Confirm next steps, including actions for the student and whether follow-up coaching is required.
Key Questions to Ask #
Use these selectively — don’t ask all of them. Choose the ones that fit the conversation as it unfolds.
- “Tell me what’s going on for you right now.” — Opens the conversation without leading them anywhere.
- “What brought you to Pathfinder Campus at this point in your life?” — Gets at motivation and timing, which reveals urgency.
- “If this coaching works, what’s different six months from now?” — Forces a concrete outcome, not just a feeling.
- “What have you already tried?” — Tells you what’s not working and prevents you from recommending the same thing.
- “What’s the biggest thing getting in the way right now?” — Surfaces the obstacle they’re most aware of.
- “If you could solve just one thing — the thing that unlocks everything else — what would it be?” — Cuts through noise to the real priority.
- “What does success actually look like? How would you know you’d got there?” — Pins down a measurable outcome.
- “What are you most afraid of?” — Use carefully. Powerful when trust is already present in the room.
Best Practices #
- Talk less than 30% of the time. If you’re filling silence, you’re coaching yourself, not the student. Silence after a hard question is productive — let it breathe for three to five seconds before you jump in.
- Take notes visibly. Write things down in front of them. It signals that what they’re saying matters and gives you material to reflect back accurately.
- Reflect before you respond. Before asking your next question, briefly repeat back the key thing you just heard. “So what I’m hearing is… is that right?” This builds trust faster than anything else.
- Name one focus, not five. The instinct to cover everything in the first session kills momentum. One clear focus beats a broad strategy every time at this stage.
- End with a commitment, not a plan. The intake session closes with one small, concrete action — not a roadmap. Momentum matters more than comprehensiveness right now.
- Watch your body language on video. Nodding, leaning slightly forward, and keeping eye contact on a call signals presence. Looking away or typing while they talk does real damage.
Common Mistakes #
- Jumping to advice before you have the full picture. The student mentions they’re struggling with job applications and you immediately suggest a resume fix. You haven’t asked what’s actually going on yet. Advice given too early lands as generic and misses the real problem.

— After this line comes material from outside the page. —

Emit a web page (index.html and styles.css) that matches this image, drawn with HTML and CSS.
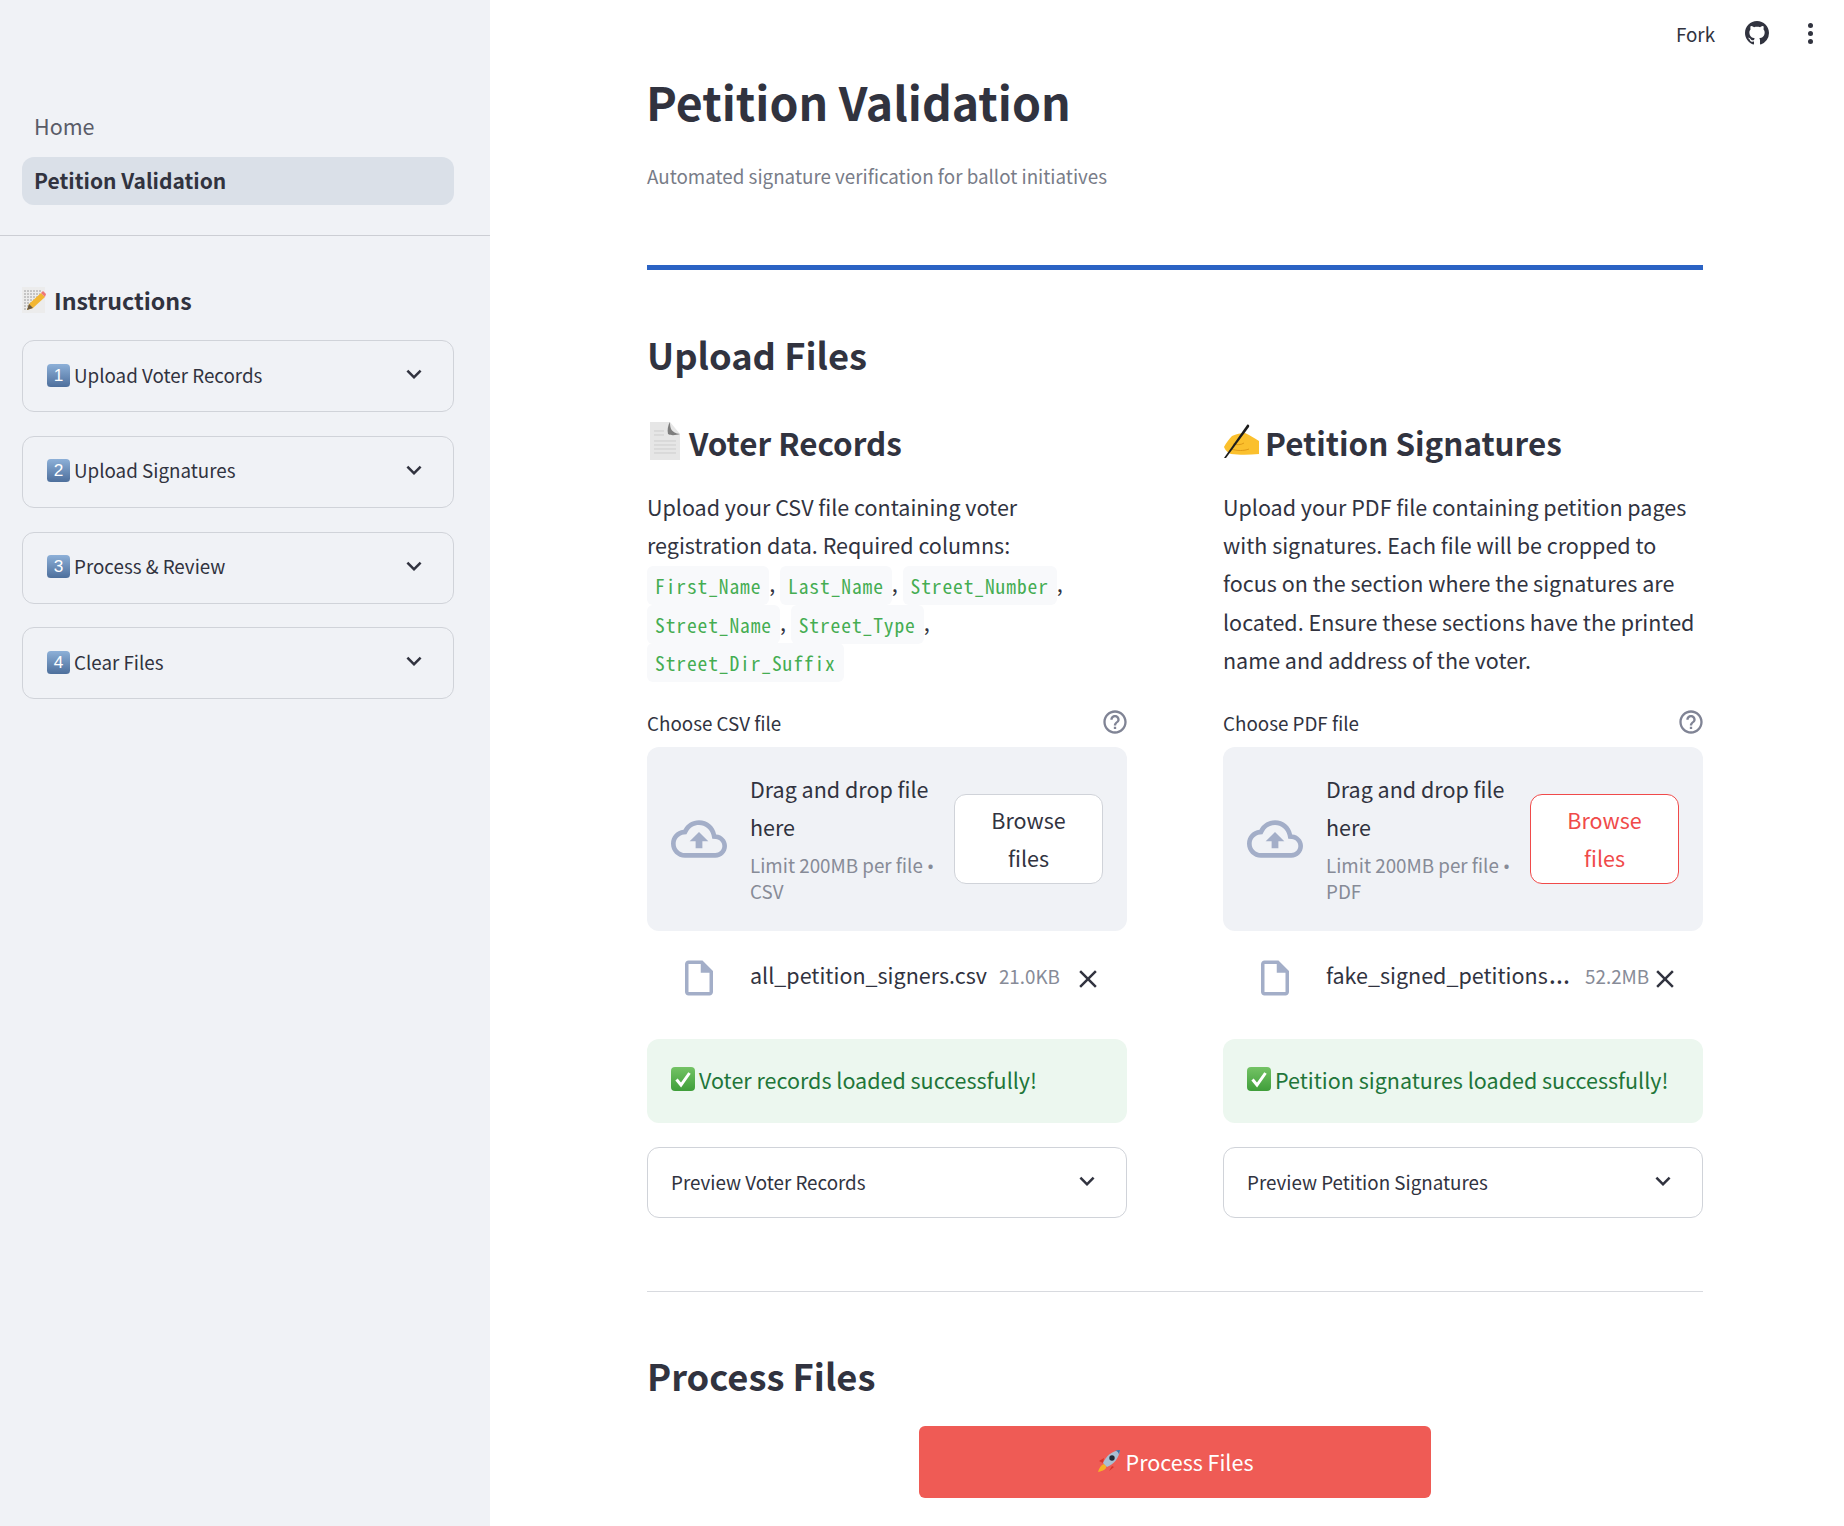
FILE: index.html
```html
<!DOCTYPE html>
<html lang="en">
<head>
<meta charset="utf-8">
<title>Petition Validation</title>
<link rel="stylesheet" href="styles.css">
</head>
<body>
<svg class="defs" aria-hidden="true"><defs><linearGradient id="keyg" x1="0" y1="0" x2="0" y2="1"><stop offset="0" stop-color="#8db0d8"/><stop offset="1" stop-color="#4d6f9c"/></linearGradient><linearGradient id="chkg" x1="0" y1="0" x2="0" y2="1"><stop offset="0" stop-color="#74c365"/><stop offset="1" stop-color="#3f9e3a"/></linearGradient></defs></svg>
<div class="app">
  <aside class="sidebar">
    <nav class="nav">
      <a class="nav-link">Home</a>
      <a class="nav-link active">Petition Validation</a>
    </nav>
    <div class="side-body">
      <h2 class="side-title"><svg class="emoji-memo" viewBox="0 0 24 26"><rect x="0" y="0" width="23" height="26" fill="#ececec"/><path d="M2 4h18M2 7h16M2 10h14M2 13h10M2 16h7M2 19h5M2 22h4" stroke="#8a8a8a" stroke-width=".8" stroke-dasharray="2 1"/><path d="M5 23l2-6L19 6l4 4-12 11z" fill="#f2b632"/><path d="M19 6l2-2 3 3-1 3z" fill="#e77"/><path d="M5 23l2-6 4 4z" fill="#6b5a44"/></svg>Instructions</h2>
      <div class="exp side-exp"><span class="exp-label"><svg class="key" viewBox="0 0 24 24"><rect width="24" height="24" rx="4" fill="url(#keyg)"/><text x="12" y="18" class="key-t">1</text></svg>Upload Voter Records</span><svg class="chev" viewBox="0 0 24 24"><path d="M7.41 8.59 12 13.17l4.59-4.58L18 10l-6 6-6-6z"/></svg></div>
      <div class="exp side-exp"><span class="exp-label"><svg class="key" viewBox="0 0 24 24"><rect width="24" height="24" rx="4" fill="url(#keyg)"/><text x="12" y="18" class="key-t">2</text></svg>Upload Signatures</span><svg class="chev" viewBox="0 0 24 24"><path d="M7.41 8.59 12 13.17l4.59-4.58L18 10l-6 6-6-6z"/></svg></div>
      <div class="exp side-exp"><span class="exp-label"><svg class="key" viewBox="0 0 24 24"><rect width="24" height="24" rx="4" fill="url(#keyg)"/><text x="12" y="18" class="key-t">3</text></svg>Process &amp; Review</span><svg class="chev" viewBox="0 0 24 24"><path d="M7.41 8.59 12 13.17l4.59-4.58L18 10l-6 6-6-6z"/></svg></div>
      <div class="exp side-exp"><span class="exp-label"><svg class="key" viewBox="0 0 24 24"><rect width="24" height="24" rx="4" fill="url(#keyg)"/><text x="12" y="18" class="key-t">4</text></svg>Clear Files</span><svg class="chev" viewBox="0 0 24 24"><path d="M7.41 8.59 12 13.17l4.59-4.58L18 10l-6 6-6-6z"/></svg></div>
    </div>
  </aside>
  <main class="main">
    <header class="toolbar">
      <span class="fork">Fork</span>
      <svg class="gh" viewBox="0 0 16 16"><path d="M8 0C3.58 0 0 3.58 0 8c0 3.54 2.29 6.53 5.47 7.59.4.07.55-.17.55-.38 0-.19-.01-.82-.01-1.49-2.01.37-2.53-.49-2.69-.94-.09-.23-.48-.94-.82-1.13-.28-.15-.68-.52-.01-.53.63-.01 1.08.58 1.23.82.72 1.21 1.87.87 2.33.66.07-.52.28-.87.51-1.07-1.78-.2-3.64-.89-3.64-3.95 0-.87.31-1.59.82-2.15-.08-.2-.36-1.02.08-2.12 0 0 .67-.21 2.2.82.64-.18 1.32-.27 2-.27s1.36.09 2 .27c1.53-1.04 2.2-.82 2.2-.82.44 1.1.16 1.92.08 2.12.51.56.82 1.27.82 2.15 0 3.07-1.87 3.75-3.65 3.95.29.25.54.73.54 1.48 0 1.07-.01 1.93-.01 2.2 0 .21.15.46.55.38A8.01 8.01 0 0 0 16 8c0-4.42-3.58-8-8-8z"/></svg>
      <span class="dots"><i></i><i></i><i></i></span>
    </header>
    <div class="content">
      <h1 class="title">Petition Validation</h1>
      <p class="subtitle">Automated signature verification for ballot initiatives</p>
      <div class="blue-rule"></div>
      <h2 class="section">Upload Files</h2>
      <div class="cols">
        <section class="col">
          <h3 class="col-title"><svg class="emoji-page" viewBox="0 0 36 40"><path d="M3 1h20l10 12v26H3z" fill="#e6e6e6"/><path d="M23 1c0 6 1 11 10 12-3 1-9 2-12 0-1-4 0-9 2-12z" fill="#7d7d7d"/><path d="M7 10h10M7 14h10M7 20h22M7 24h22M7 28h22M7 32h22" stroke="#cdcdcd" stroke-width="1"/></svg>Voter Records</h3>
          <p class="body-text">Upload your CSV file containing voter registration data. Required columns: <code>First_Name</code>, <code>Last_Name</code>, <code>Street_Number</code>, <code>Street_Name</code>, <code>Street_Type</code>, <code>Street_Dir_Suffix</code></p>
          <div class="label-row"><span>Choose CSV file</span><svg class="help" viewBox="0 0 24 24"><path d="M11 18h2v-2h-2zm1-16C6.48 2 2 6.48 2 12s4.480 10 10 10 10-4.480 10-10S17.520 2 12 2zm0 18c-4.410 0-8-3.590-8-8s3.590-8 8-8 8 3.590 8 8-3.590 8-8 8zm0-14c-2.210 0-4 1.790-4 4h2c0-1.100.9-2 2-2s2 .9 2 2c0 2-3 1.750-3 5h2c0-2.250 3-2.500 3-5 0-2.210-1.790-4-4-4z"/></svg></div>
          <div class="drop">
            <svg class="cloud" viewBox="0 0 24 24"><path d="M19.35 10.040C18.670 6.590 15.640 4 12 4 9.110 4 6.600 5.640 5.350 8.040 2.340 8.360 0 10.910 0 14c0 3.310 2.690 6 6 6h13c2.760 0 5-2.240 5-5 0-2.640-2.050-4.780-4.650-4.960zM19 18H6c-2.210 0-4-1.790-4-4 0-2.050 1.530-3.760 3.560-3.970l1.070-.11.5-.95C8.080 7.140 9.940 6 12 6c2.620 0 4.880 1.860 5.390 4.430l.3 1.500 1.530.11c1.560.1 2.780 1.410 2.780 2.960 0 1.650-1.350 3-3 3zM8 13h2.550v3h2.900v-3H16l-4-4z"/></svg>
            <div class="drop-text"><div class="drop-main">Drag and drop file here</div><div class="drop-sub">Limit 200MB per file <span class="latin">•</span> CSV</div></div>
            <button class="browse">Browse files</button>
          </div>
          <div class="file-row">
            <svg class="file-ic" viewBox="0 0 24 24"><path d="M14 2H6c-1.100 0-1.990.9-1.990 2L4 20c0 1.100.89 2 1.990 2H18c1.100 0 2-.9 2-2V8l-6-6zM6 20V4h7v5h5v11H6z"/></svg>
            <span class="file-name">all_petition_signers.csv</span><span class="file-size">21.0KB</span>
            <svg class="file-x" viewBox="0 0 24 24"><path d="M19 6.410 17.590 5 12 10.590 6.410 5 5 6.410 10.590 12 5 17.590 6.410 19 12 13.410 17.590 19 19 17.590 13.410 12z"/></svg>
          </div>
          <div class="success"><svg class="check" viewBox="0 0 24 24"><rect width="24" height="24" rx="4" fill="url(#chkg)"/><path d="M5.500 12.500l4.500 5.500 8.500-12" fill="none" stroke="#fff" stroke-width="3"/></svg>Voter records loaded successfully!</div>
          <div class="exp main-exp"><span class="exp-label">Preview Voter Records</span><svg class="chev" viewBox="0 0 24 24"><path d="M7.41 8.59 12 13.17l4.59-4.58L18 10l-6 6-6-6z"/></svg></div>
        </section>
        <section class="col">
          <h3 class="col-title"><svg class="emoji-write" viewBox="0 0 36 36"><path d="M9 13c4-2 9-3 13-3 5 2 9 5 14 8v13c-10 1-20 1-28 0-3-1-6-4-7-7 2-4 5-8 8-11z" fill="#fbc02d"/><path d="M8 26c6 2 13 2 18 0M10 21c4 1 8 1 11-1" stroke="#e09a16" stroke-width="1" fill="none"/><path d="M1 35L24 2c1-1 3 0 2 2L3 35z" fill="#1d1d1d"/></svg>Petition Signatures</h3>
          <p class="body-text">Upload your PDF file containing petition pages with signatures. Each file will be cropped to focus on the section where the signatures are located. Ensure these sections have the printed name and address of the voter.</p>
          <div class="label-row"><span>Choose PDF file</span><svg class="help" viewBox="0 0 24 24"><path d="M11 18h2v-2h-2zm1-16C6.48 2 2 6.48 2 12s4.480 10 10 10 10-4.480 10-10S17.520 2 12 2zm0 18c-4.410 0-8-3.590-8-8s3.590-8 8-8 8 3.590 8 8-3.590 8-8 8zm0-14c-2.210 0-4 1.790-4 4h2c0-1.100.9-2 2-2s2 .9 2 2c0 2-3 1.750-3 5h2c0-2.250 3-2.500 3-5 0-2.210-1.790-4-4-4z"/></svg></div>
          <div class="drop">
            <svg class="cloud" viewBox="0 0 24 24"><path d="M19.35 10.040C18.670 6.590 15.640 4 12 4 9.110 4 6.600 5.640 5.350 8.040 2.340 8.360 0 10.910 0 14c0 3.310 2.690 6 6 6h13c2.760 0 5-2.240 5-5 0-2.640-2.050-4.780-4.650-4.960zM19 18H6c-2.210 0-4-1.790-4-4 0-2.050 1.530-3.760 3.560-3.970l1.070-.11.5-.95C8.080 7.140 9.940 6 12 6c2.620 0 4.880 1.860 5.390 4.430l.3 1.500 1.530.11c1.560.1 2.780 1.410 2.780 2.960 0 1.650-1.350 3-3 3zM8 13h2.550v3h2.900v-3H16l-4-4z"/></svg>
            <div class="drop-text"><div class="drop-main">Drag and drop file here</div><div class="drop-sub">Limit 200MB per file <span class="latin">•</span> PDF</div></div>
            <button class="browse hot">Browse files</button>
          </div>
          <div class="file-row">
            <svg class="file-ic" viewBox="0 0 24 24"><path d="M14 2H6c-1.100 0-1.990.9-1.990 2L4 20c0 1.100.89 2 1.990 2H18c1.100 0 2-.9 2-2V8l-6-6zM6 20V4h7v5h5v11H6z"/></svg>
            <span class="file-name">fake_signed_petitions<span class="latin ell">…</span></span><span class="file-size">52.2MB</span>
            <svg class="file-x near" viewBox="0 0 24 24"><path d="M19 6.410 17.590 5 12 10.590 6.410 5 5 6.410 10.590 12 5 17.590 6.410 19 12 13.410 17.590 19 19 17.590 13.410 12z"/></svg>
          </div>
          <div class="success"><svg class="check" viewBox="0 0 24 24"><rect width="24" height="24" rx="4" fill="url(#chkg)"/><path d="M5.500 12.500l4.500 5.500 8.500-12" fill="none" stroke="#fff" stroke-width="3"/></svg>Petition signatures loaded successfully!</div>
          <div class="exp main-exp"><span class="exp-label">Preview Petition Signatures</span><svg class="chev" viewBox="0 0 24 24"><path d="M7.41 8.59 12 13.17l4.59-4.58L18 10l-6 6-6-6z"/></svg></div>
        </section>
      </div>
      <hr class="rule">
      <h2 class="section process">Process Files</h2>
      <div class="cta-wrap"><button class="cta"><svg class="rocket" viewBox="0 0 24 24"><path d="M7 15c-3 1-5 4-6 8 3-1 6-1 8-4 .5-1 .5-3-2-4z" fill="#f6b126"/><path d="M7 9L2 12l4 2zM15 17l-3 5 5-4z" fill="#d9342b"/><path d="M6 14C9 7 15 2 23 1c-1 8-6 14-13 17z" fill="#a9bfd2"/><path d="M18 1.800c2 .2 3.500 1.500 4 3.600.4-1.600.8-3 1-4.400-1.800.1-3.400.4-5 .8z" fill="#3a6ea5"/><circle cx="15" cy="9" r="2.700" fill="#1f2a36"/></svg>Process Files</button></div>
    </div>
  </main>
</div>
</body>
</html>
```
FILE: styles.css
```css
* { box-sizing: border-box; }
html, body { margin: 0; height: 100%; }
body { font-family: "Noto Sans CJK SC", "Noto Sans", sans-serif; color: #31333f; background: #fff; overflow: hidden; }
.defs { position: absolute; width: 0; height: 0; }
.latin { font-family: "Noto Sans", sans-serif; line-height: 1; }
.ell { font-size: 27px; margin-left: 1px; padding-right: 3px; }
.app { display: flex; height: 1526px; }
.sidebar { width: 490px; flex: none; background: #f0f2f6; }
.nav { padding: 103px 36px 0 22px; height: 236px; border-bottom: 1.500px solid #ccced4; display: flex; flex-direction: column; gap: 6px; }
.nav-link { display: flex; align-items: center; height: 48px; padding: 0 0 3px 12px; border-radius: 12px; font-size: 21.500px; color: #5a5c68; }
.nav-link.active { background: #dae0e8; color: #31333f; font-weight: 700; font-size: 21px; padding-bottom: 2px; }
.side-body { padding: 0 36px 0 22px; }
.side-title { margin: 0; padding-top: 24px; height: 104px; font-size: 23.200px; font-weight: 700; line-height: 48px; display: flex; align-items: center; gap: 8px; }
.emoji-memo { width: 24px; height: 26px; }
.exp { display: flex; align-items: center; justify-content: space-between; border: 1.500px solid #d0d3d9; border-radius: 12px; }
.side-exp { height: 72px; padding: 0 24px; margin-bottom: 23.800px; }
.main-exp { height: 71px; padding: 0 24px 0 23px; margin-top: 24px; }
.exp-label { font-size: 18.800px; display: flex; align-items: center; gap: 4px; padding-bottom: 4px; }
.main-exp .exp-label { padding-bottom: 2.500px; }
.key { width: 23px; height: 23px; margin-top: 2px; }
.key-t { font-family: "Liberation Sans", sans-serif; font-size: 18px; fill: #fff; text-anchor: middle; }
.chev { width: 30px; height: 30px; fill: #31333f; margin-top: -4px; flex: none; }
.main { flex: 1; position: relative; min-width: 0; }
.toolbar { position: absolute; top: 0; right: 0; height: 66px; display: flex; align-items: center; }
.fork { font-size: 18.800px; margin-right: 30px; }
.gh { width: 24px; height: 24px; fill: #31333f; margin-right: 39px; }
.dots { display: flex; flex-direction: column; gap: 3px; margin-right: 31px; }
.dots i { width: 5px; height: 5px; border-radius: 50%; background: #31333f; display: block; }
.content { margin-left: 157px; width: 1056px; }
.title { margin: 0 0 0 -1px; padding-top: 66px; font-size: 46.400px; font-weight: 700; line-height: 70px; }
.subtitle { margin: 24px 0 0; font-size: 18.800px; line-height: 32px; color: #787c88; }
.blue-rule { height: 5px; background: #2b63c4; margin-top: 73px; }
.section { margin: 0; font-size: 36.300px; font-weight: 700; line-height: 54px; padding-top: 56.500px; }
.section.process { padding-top: 56px; }
.cols { display: flex; gap: 96px; }
.col { width: 480px; flex: none; }
.col-title { margin: 0; padding-top: 37px; font-size: 31.400px; font-weight: 700; line-height: 50px; display: flex; align-items: center; gap: 6px; }
.emoji-page { width: 36px; height: 40px; margin-top: -4px; }
.emoji-write { width: 36px; height: 36px; margin-top: -4px; }
.body-text { margin: 20px 0 0; font-size: 21.500px; line-height: 38.400px; }
code { font-family: "Noto Sans Mono CJK SC", "DejaVu Sans Mono", monospace; font-size: 19.500px; letter-spacing: .880px; line-height: 1; vertical-align: -2px; color: #45ad52; background: #f8f9fb; border-radius: 6px; padding: 5px 8px; }
.label-row { display: flex; align-items: center; justify-content: space-between; height: 30px; font-size: 18.800px; margin-top: 27.500px; }
.help { width: 28px; height: 28px; fill: #808495; margin-right: -2px; flex: none; }
.drop { margin-top: 10px; height: 184px; background: #f0f2f6; border-radius: 12px; padding: 0 24px; display: flex; align-items: center; }
.cloud { width: 56px; height: 56px; fill: #a3aec8; flex: none; }
.drop-text { width: 200px; margin: 0 0 4px 23px; flex: none; }
.drop-main { font-size: 21.500px; line-height: 38.400px; margin-bottom: 6px; }
.drop-sub { font-size: 18.800px; line-height: 26px; color: #878b97; }
.browse { margin-left: auto; width: 149px; height: 90px; flex: none; background: #fff; border: 1.500px solid #d0d3d9; border-radius: 12px; font: inherit; font-size: 21.500px; line-height: 38px; color: #31333f; padding: 0 24px; }
.browse.hot { color: #f04a4a; border-color: #f04a4a; }
.file-row { display: flex; align-items: center; height: 92px; padding-left: 24px; }
.file-ic { width: 56px; height: 42px; fill: #a3aec8; flex: none; margin-top: 1px; }
.file-name { font-size: 21.500px; margin-left: 23px; padding-bottom: 5px; white-space: nowrap; }
.file-size { font-size: 18.800px; color: #878b97; margin-left: 12px; padding-bottom: 3px; }
.file-x { width: 30px; height: 30px; fill: #31333f; margin-left: 13px; margin-top: 3px; flex: none; }
.file-x.near { margin-left: 1px; }
.success { margin-top: 16px; height: 84px; background: #ecf7ef; border-radius: 12px; padding: 0 24px 3.500px; color: #217539; font-size: 21.500px; display: flex; align-items: center; gap: 4px; }
.check { width: 24px; height: 24px; flex: none; }
.rule { margin: 73px 0 0; border: 0; border-top: 1.500px solid #d8dadf; }
.cta-wrap { display: flex; justify-content: center; margin-top: 23.500px; }
.cta { width: 512px; height: 72px; border: 0; border-radius: 6px; background: #ef5b55; color: #fff; font: inherit; font-size: 21.500px; padding: 0 0 1px; display: flex; align-items: center; justify-content: center; gap: 5px; }
.rocket { width: 24px; height: 24px; }
```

- Asking stacked questions. “What are your goals, and what’s been stopping you, and have you done anything about it yet?” This overwhelms the student and they’ll answer only the easiest part. Ask one question. Wait. Ask the next.
- Accepting vague answers and moving on. If the student says “I just want to feel more confident,” that’s not a goal you can coach toward. Push once, gently: “What would confidence look like in action? What would you be doing differently?”
- Letting the session run over time. Going over 20 minutes in a first session communicates poor boundaries and sets a precedent. Wrap up at the agreed time even if the conversation is rich. You can schedule more.
- Ending without a next step. “Great chat — see you next time” is not a close. Without a specific commitment, the student has no forward motion and your next session starts from the same place.
- Making the intake about the program instead of the person. This is the most common mistake with new coaches. Resist the urge to walk through what Pathfinder Campus offers. The student doesn’t care about the program yet — they care about whether you understand their situation. Earn trust first. Everything else follows.